* _DATASET EXCERPT_:
◆ ◆ ◆ ◆ ◆ ◆ ◆
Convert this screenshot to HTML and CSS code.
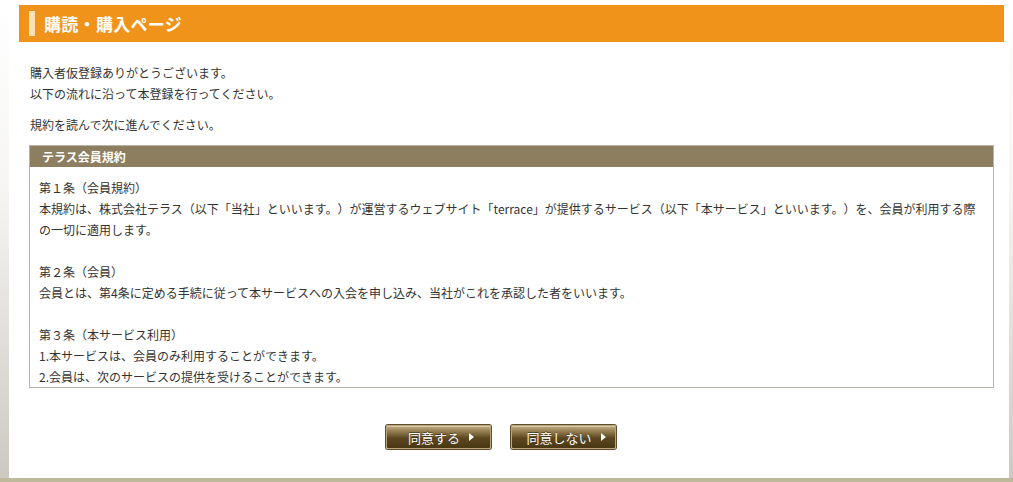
FILE: index.html
```html
<!DOCTYPE html>
<html lang="ja">
<head>
  <meta charset="UTF-8">
  <meta name="viewport" content="width=device-width, initial-scale=1.0">
  <title>購読・購入ページ</title>
  <link rel="stylesheet" href="styles.css">
</head>
<body>
  <div class="page">
    <h1 class="page-title">購読・購入ページ</h1>

    <div class="content">
      <p class="lead">購入者仮登録ありがとうございます。<br>以下の流れに沿って本登録を行ってください。</p>
      <p class="lead">規約を読んで次に進んでください。</p>

      <div class="terms">
        <h2 class="terms-title">テラス会員規約</h2>
        <div class="terms-body">
          <p>第１条（会員規約）<br>本規約は、株式会社テラス（以下「当社」といいます。）が運営するウェブサイト「terrace」が提供するサービス（以下「本サービス」といいます。）を、会員が利用する際<br>の一切に適用します。</p>
          <p>第２条（会員）<br>会員とは、第4条に定める手続に従って本サービスへの入会を申し込み、当社がこれを承認した者をいいます。</p>
          <p>第３条（本サービス利用）<br>1.本サービスは、会員のみ利用することができます。<br>2.会員は、次のサービスの提供を受けることができます。</p>
        </div>
      </div>

      <div class="actions">
        <button class="btn">同意する<span class="arrow"></span></button>
        <button class="btn">同意しない<span class="arrow"></span></button>
      </div>
    </div>
  </div>
  <footer class="foot"></footer>
</body>
</html>
```

FILE: styles.css
```css
body { margin: 0; padding: 0; font-family: "Noto Sans CJK JP", "Noto Sans", sans-serif; font-size: 12px; color: #333; text-spacing-trim: space-all; background: linear-gradient(to bottom, #ffffff 0%, #f6f5f3 40%, #cdc9c1 100%) no-repeat; background-size: 100% 478px; }
.page { width: 1000px; height: 478px; margin-left: 9px; background: #fff; padding: 5px 5px 0 10px; box-sizing: border-box; }
.page-title { margin: 0; height: 37px; background: #f0931a; color: #fff; font-size: 17px; font-weight: bold; line-height: 37px; padding-left: 25px; letter-spacing: 0.3px; position: relative; }
.page-title::before { content: ""; position: absolute; left: 10px; top: 6px; width: 6px; height: 25px; background: #fde0b6; }
.content { margin: 20px 10px 0 10px; }
.lead { margin: 0 0 10px 1px; line-height: 21px; }
.terms { border: 1px solid #b7b3a6; margin-top: 10px; }
.terms-title { margin: 0; background: #8c7e5f; color: #fff; font-size: 12px; font-weight: bold; height: 21px; line-height: 21px; padding-left: 12px; }
.terms-body { height: 200px; padding: 10px 9px 10px 9px; overflow-y: auto; scrollbar-width: none; line-height: 21px; }
.terms-body p { margin: 0 0 21px 0; }
.actions { display: flex; justify-content: center; gap: 20px; margin-top: 37px; padding-right: 22px; }
.btn { display: flex; align-items: center; justify-content: center; gap: 9px; box-sizing: content-box; width: 97px; height: 22px; padding: 0 0 0 6px; font-family: inherit; font-size: 13px; color: #fff; border: 1px solid #b9a67c; border-radius: 2px; background: linear-gradient(to bottom, #c2ae84 0%, #8a7346 30%, #5b4620 55%, #4a3812 100%); box-shadow: 0 0 0 1px #5f4d2a, inset 0 1px 0 rgba(255,255,255,0.35); text-shadow: 0 -1px 0 rgba(0,0,0,0.4); cursor: pointer; }
.arrow { width: 0; height: 0; border-left: 5px solid #fff; border-top: 4px solid transparent; border-bottom: 4px solid transparent; }
.foot { height: 4px; background: #bfb99c; }
```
◆ ◆ ◆ ◆ ◆ ◆ ◆
* _GOAL_: Every line above should be returned word for word, with the pictures left behind.

* _ANSWER TO THE TASK_:
Convert this screenshot to HTML and CSS code.
FILE: index.html
```html
<!DOCTYPE html>
<html lang="ja">
<head>
  <meta charset="UTF-8">
  <meta name="viewport" content="width=device-width, initial-scale=1.0">
  <title>購読・購入ページ</title>
  <link rel="stylesheet" href="styles.css">
</head>
<body>
  <div class="page">
    <h1 class="page-title">購読・購入ページ</h1>

    <div class="content">
      <p class="lead">購入者仮登録ありがとうございます。<br>以下の流れに沿って本登録を行ってください。</p>
      <p class="lead">規約を読んで次に進んでください。</p>

      <div class="terms">
        <h2 class="terms-title">テラス会員規約</h2>
        <div class="terms-body">
          <p>第１条（会員規約）<br>本規約は、株式会社テラス（以下「当社」といいます。）が運営するウェブサイト「terrace」が提供するサービス（以下「本サービス」といいます。）を、会員が利用する際<br>の一切に適用します。</p>
          <p>第２条（会員）<br>会員とは、第4条に定める手続に従って本サービスへの入会を申し込み、当社がこれを承認した者をいいます。</p>
          <p>第３条（本サービス利用）<br>1.本サービスは、会員のみ利用することができます。<br>2.会員は、次のサービスの提供を受けることができます。</p>
        </div>
      </div>

      <div class="actions">
        <button class="btn">同意する<span class="arrow"></span></button>
        <button class="btn">同意しない<span class="arrow"></span></button>
      </div>
    </div>
  </div>
  <footer class="foot"></footer>
</body>
</html>
```

FILE: styles.css
```css
body { margin: 0; padding: 0; font-family: "Noto Sans CJK JP", "Noto Sans", sans-serif; font-size: 12px; color: #333; text-spacing-trim: space-all; background: linear-gradient(to bottom, #ffffff 0%, #f6f5f3 40%, #cdc9c1 100%) no-repeat; background-size: 100% 478px; }
.page { width: 1000px; height: 478px; margin-left: 9px; background: #fff; padding: 5px 5px 0 10px; box-sizing: border-box; }
.page-title { margin: 0; height: 37px; background: #f0931a; color: #fff; font-size: 17px; font-weight: bold; line-height: 37px; padding-left: 25px; letter-spacing: 0.3px; position: relative; }
.page-title::before { content: ""; position: absolute; left: 10px; top: 6px; width: 6px; height: 25px; background: #fde0b6; }
.content { margin: 20px 10px 0 10px; }
.lead { margin: 0 0 10px 1px; line-height: 21px; }
.terms { border: 1px solid #b7b3a6; margin-top: 10px; }
.terms-title { margin: 0; background: #8c7e5f; color: #fff; font-size: 12px; font-weight: bold; height: 21px; line-height: 21px; padding-left: 12px; }
.terms-body { height: 200px; padding: 10px 9px 10px 9px; overflow-y: auto; scrollbar-width: none; line-height: 21px; }
.terms-body p { margin: 0 0 21px 0; }
.actions { display: flex; justify-content: center; gap: 20px; margin-top: 37px; padding-right: 22px; }
.btn { display: flex; align-items: center; justify-content: center; gap: 9px; box-sizing: content-box; width: 97px; height: 22px; padding: 0 0 0 6px; font-family: inherit; font-size: 13px; color: #fff; border: 1px solid #b9a67c; border-radius: 2px; background: linear-gradient(to bottom, #c2ae84 0%, #8a7346 30%, #5b4620 55%, #4a3812 100%); box-shadow: 0 0 0 1px #5f4d2a, inset 0 1px 0 rgba(255,255,255,0.35); text-shadow: 0 -1px 0 rgba(0,0,0,0.4); cursor: pointer; }
.arrow { width: 0; height: 0; border-left: 5px solid #fff; border-top: 4px solid transparent; border-bottom: 4px solid transparent; }
.foot { height: 4px; background: #bfb99c; }
```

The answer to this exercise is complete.